Jobs Take Center Stage
The wild year has continued with regard to volatility in the markets, political headlines and, sadly, national tragedies. Through it all, we have seen three patterns emerge. First, the volatility has been focused mostly in the stock and bond markets. Stock gains were some of the strongest in memory in January and the losses in February came close to wiping out those gains. The bond market has been weak, and this has led to higher long-term interest rates.
Secondly, we have seen an economy which has continued to strengthen, but not overheat. There is no longer talk of the lack of inflation being a threat to growth. But, on the other hand, inflation has not been a major issue either. Lastly, up until now, jobs growth has been rather steady. Other than a hiccup late last year due to the devastating storms we had during the hurricane season, our jobs growth has been holding at a strong enough level to keep unemployment low.
February’s job report saw this trend grow stronger with 313,000 jobs added. The unemployment rate remained at 4.1%. With regard to wages, the story there showed no acceleration of wage growth. Overall this report was viewed as good news. For those waiting and wondering what the Federal Reserve Board’s Open Market Committee will do with interest rates next week when they meet, the consensus is that this report will not change the odds much that the Fed will increase rates. Nothing is a certainty, but if you listened to the Congressional testimony of the new Chairman, Jerome Powell, a rate hike this month is definitely a strong possibility.
The Weekly Market Update
The rise in rates for home loans continued at a slower pace in the past week. For the week ending March 8, Freddie Mac announced that 30-year fixed rates increased to 4.46% from 4.43% the week before.

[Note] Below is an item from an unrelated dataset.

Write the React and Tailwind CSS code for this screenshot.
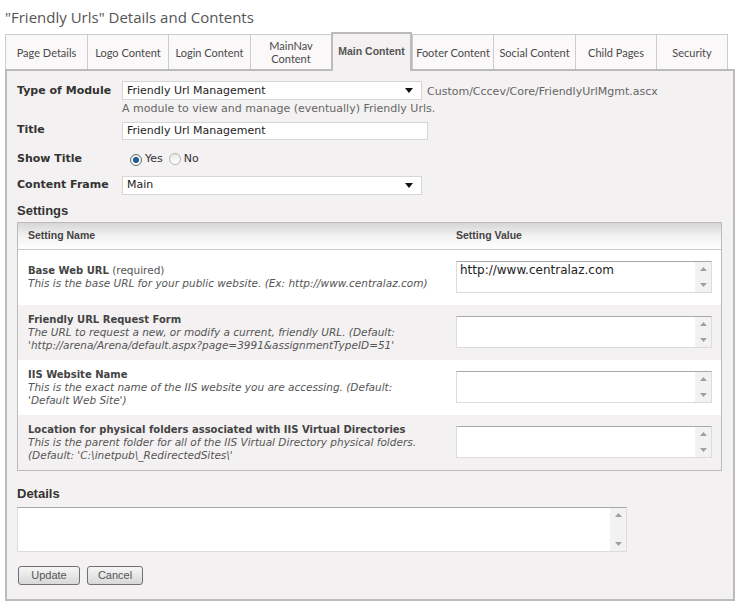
import React from 'react';

const tabs = [
    { label: 'Page Details', w: 'w-[82px]' },
    { label: 'Logo Content', w: 'w-[81px]' },
    { label: 'Login Content', w: 'w-[82px]' },
    { label: 'MainNav Content', w: 'w-[81px]', twoLine: true },
    { label: 'Main Content', w: 'w-[81px]', active: true },
    { label: 'Footer Content', w: 'w-[81px]' },
    { label: 'Social Content', w: 'w-[82px]' },
    { label: 'Child Pages', w: 'w-[81px]' },
    { label: 'Security', w: 'w-[72px]', last: true },
];

const settings = [
    {
        name: 'Base Web URL',
        extra: ' (required)',
        desc: ['This is the base URL for your public website. (Ex: http://www.centralaz.com)'],
        value: 'http://www.centralaz.com',
        bg: 'bg-white',
    },
    {
        name: 'Friendly URL Request Form',
        desc: [
            'The URL to request a new, or modify a current, friendly URL. (Default:',
            "'http://arena/Arena/default.aspx?page=3991&assignmentTypeID=51'",
        ],
        value: '',
        bg: 'bg-[#f3f1f1]',
    },
    {
        name: 'IIS Website Name',
        desc: [
            'This is the exact name of the IIS website you are accessing. (Default:',
            "'Default Web Site')",
        ],
        value: '',
        bg: 'bg-white',
    },
    {
        name: 'Location for physical folders associated with IIS Virtual Directories',
        desc: [
            'This is the parent folder for all of the IIS Virtual Directory physical folders.',
            "(Default: 'C:\\inetpub\\_RedirectedSites\\'",
        ],
        value: '',
        bg: 'bg-[#f3f1f1]',
    },
];

function Arrow() {
    return (
        <svg width="8" height="5" viewBox="0 0 8 5"><path d="M0 0h8L4 5z" fill="#111" /></svg>
    );
}

function FakeSelect({ value, w }) {
    return (
        <div className={`${w} h-[19px] bg-white border border-[#d6d6d6] flex items-center pl-[4px] pr-[8px]`}>
            <span className="flex-1 text-[11px] text-[#222]">{value}</span>
            <Arrow />
        </div>
    );
}

// textarea look-alike with the classic up/down scroll arrows
function FakeTextArea({ value, w, h }) {
    return (
        <div className={`${w} ${h} bg-white border border-[#dcdcdc] border-t-[#a9a9a9] flex`}>
            <div className="flex-1 text-[12px] text-[#222] pl-[3px] pt-[1px] leading-[15px]">{value}</div>
            <div className="w-[16px] bg-[#f2f2f2] flex flex-col justify-between items-center py-[5px]">
                <svg width="7" height="4" viewBox="0 0 7 4"><path d="M0 4h7L3.5 0z" fill="#a0a0a0" /></svg>
                <svg width="7" height="4" viewBox="0 0 7 4"><path d="M0 0h7L3.5 4z" fill="#a0a0a0" /></svg>
            </div>
        </div>
    );
}

function Radio({ checked }) {
    return (
        <span className={`inline-flex items-center justify-center w-[12px] h-[12px] rounded-full border ${checked ? 'border-[#6b6b6b]' : 'border-[#b5b5b5]'} bg-gradient-to-b from-[#e8e8e8] to-white`}>
            {checked && <span className="w-[6px] h-[6px] rounded-full bg-[#1a5f9a]" />}
        </span>
    );
}

function Button({ children, w }) {
    return (
        <button className={`${w} h-[19px] rounded-[3px] border border-[#707070] bg-gradient-to-b from-[#f6f6f6] to-[#d8d8d8] text-[11px] text-[#555] font-['Liberation_Sans'] leading-none`}>
            {children}
        </button>
    );
}

export default function App() {
    return (
        <div className="w-[741px] h-[612px] bg-white font-['DejaVu_Sans',sans-serif] text-[#333]">
            {/* PAGE TITLE */}
            <h1 className="pl-[5px] pt-[6px] h-[32px] text-[15px] text-[#555] font-['Open_Sans',sans-serif] leading-[22px]">
                "Friendly Urls" Details and Contents
            </h1>

            {/* TABS */}
            <div className="flex items-end pl-[5px] h-[37px]">
                {tabs.map((t) =>
                    t.active ? (
                        <div
                            key={t.label}
                            className={`${t.w} h-[39px] -mb-[2px] relative z-10 border-2 border-b-0 border-[#bbb] bg-[#f3f1f1] flex items-center justify-center text-[10.5px] font-bold text-[#555] font-['Liberation_Sans',sans-serif] pb-[2px]`}
                        >
                            {t.label}
                        </div>
                    ) : (
                        <div
                            key={t.label}
                            className={`${t.w} h-[35px] border-l border-t border-[#ccc] ${t.last ? 'border-r' : ''} bg-[#faf8f8] flex items-center justify-center text-center text-[11px] leading-[13px] text-[#4a4a4a] font-['Lato',sans-serif] px-[2px]`}
                        >
                            {t.twoLine ? (
                                <span>MainNav<br />Content</span>
                            ) : (
                                t.label
                            )}
                        </div>
                    )
                )}
            </div>

            {/* PANEL */}
            <div className="ml-[5px] w-[730px] h-[532px] border-2 border-[#bbb] bg-[#f3f1f1] pl-[10px] pt-[10px]">
                <div className="flex items-center">
                    <div className="w-[105px] text-[11px] font-bold">Type of Module</div>
                    <FakeSelect value="Friendly Url Management" w="w-[300px]" />
                    <span className="ml-[5px] mt-[3px] text-[11px] text-[#666]">Custom/Cccev/Core/FriendlyUrlMgmt.ascx</span>
                </div>
                <div className="ml-[105px] h-[16px] text-[11px] text-[#666] leading-[16px]">
                    A module to view and manage (eventually) Friendly Urls.
                </div>

                <div className="flex items-center mt-[5px]">
                    <div className="w-[105px] text-[11px] font-bold">Title</div>
                    <div className="w-[306px] h-[18px] bg-white border border-[#d6d6d6] text-[11px] text-[#222] pl-[4px] leading-[16px]">
                        Friendly Url Management
                    </div>
                </div>

                <div className="flex items-center h-[20px] mt-[10px]">
                    <div className="w-[113px] text-[11px] font-bold">Show Title</div>
                    <Radio checked />
                    <span className="ml-[3px] text-[11px]">Yes</span>
                    <span className="ml-[6px]"><Radio /></span>
                    <span className="ml-[3px] text-[11px]">No</span>
                </div>

                <div className="flex items-center mt-[6px]">
                    <div className="w-[105px] text-[11px] font-bold">Content Frame</div>
                    <FakeSelect value="Main" w="w-[300px]" />
                </div>

                <div className="mt-[8px] text-[13px] font-bold font-['Liberation_Sans'] text-[#333] leading-[16px]">Settings</div>

                {/* SETTINGS TABLE */}
                <div className="mt-[3px] w-[705px] border border-[#bbb]">
                    <div className="flex h-[27px] items-center border-b border-[#c8c8c8] bg-gradient-to-b from-[#d6d6d6] via-[#f2f2f2] to-white text-[10.5px] font-bold text-[#444] font-['Liberation_Sans',sans-serif]">
                        <div className="w-[428px] pl-[10px]">Setting Name</div>
                        <div className="pl-[10px]">Setting Value</div>
                    </div>
                    {settings.map((s) => (
                        <div key={s.name} className={`flex items-center h-[55px] ${s.bg}`}>
                            <div className="w-[428px] pl-[10px] text-[10.5px] leading-[13px]">
                                <div className="text-[#444]">
                                    <span className="font-bold text-[10px]">{s.name}</span>
                                    {s.extra && <span className="text-[#555]">{s.extra}</span>}
                                </div>
                                {s.desc.map((d) => (
                                    <div key={d} className="italic text-[#555] whitespace-nowrap">{d}</div>
                                ))}
                            </div>
                            <div className="pl-[10px]">
                                <FakeTextArea value={s.value} w="w-[256px]" h="h-[32px]" />
                            </div>
                        </div>
                    ))}
                </div>

                <div className="mt-[15px] text-[13px] font-bold font-['Liberation_Sans'] text-[#333] leading-[16px]">Details</div>
                <div className="mt-[5px]">
                    <FakeTextArea value="" w="w-[610px]" h="h-[45px]" />
                </div>

                <div className="flex gap-[7px] mt-[14px] ml-[1px]">
                    <Button w="w-[62px]">Update</Button>
                    <Button w="w-[56px]">Cancel</Button>
                </div>
            </div>
        </div>
    );
}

The average for 15-year loans rose to 3.94% and the average for five-year adjustables rose one tick to 3.63%. A year ago, 30-year fixed rates averaged 4.21%, higher than today’s level.
Attributed to Len Kiefer, Deputy Chief Economist, Freddie Mac — “The 10-year Treasury yield has been bouncing around in a narrow 15 basis point range for the last month. While the yield on the 10-year Treasury is currently below the high of 2.95 percent reached two weeks ago, rates on home loans are up for the ninth consecutive week. The U.S. weekly average 30-year fixed rate rose 3 basis points to 4.46 percent in this week’s survey, its highest level since January 2014.”
Note: Rates indicated do not include fees and points and are provided for evidence of trends only. They should not be used for comparison purposes.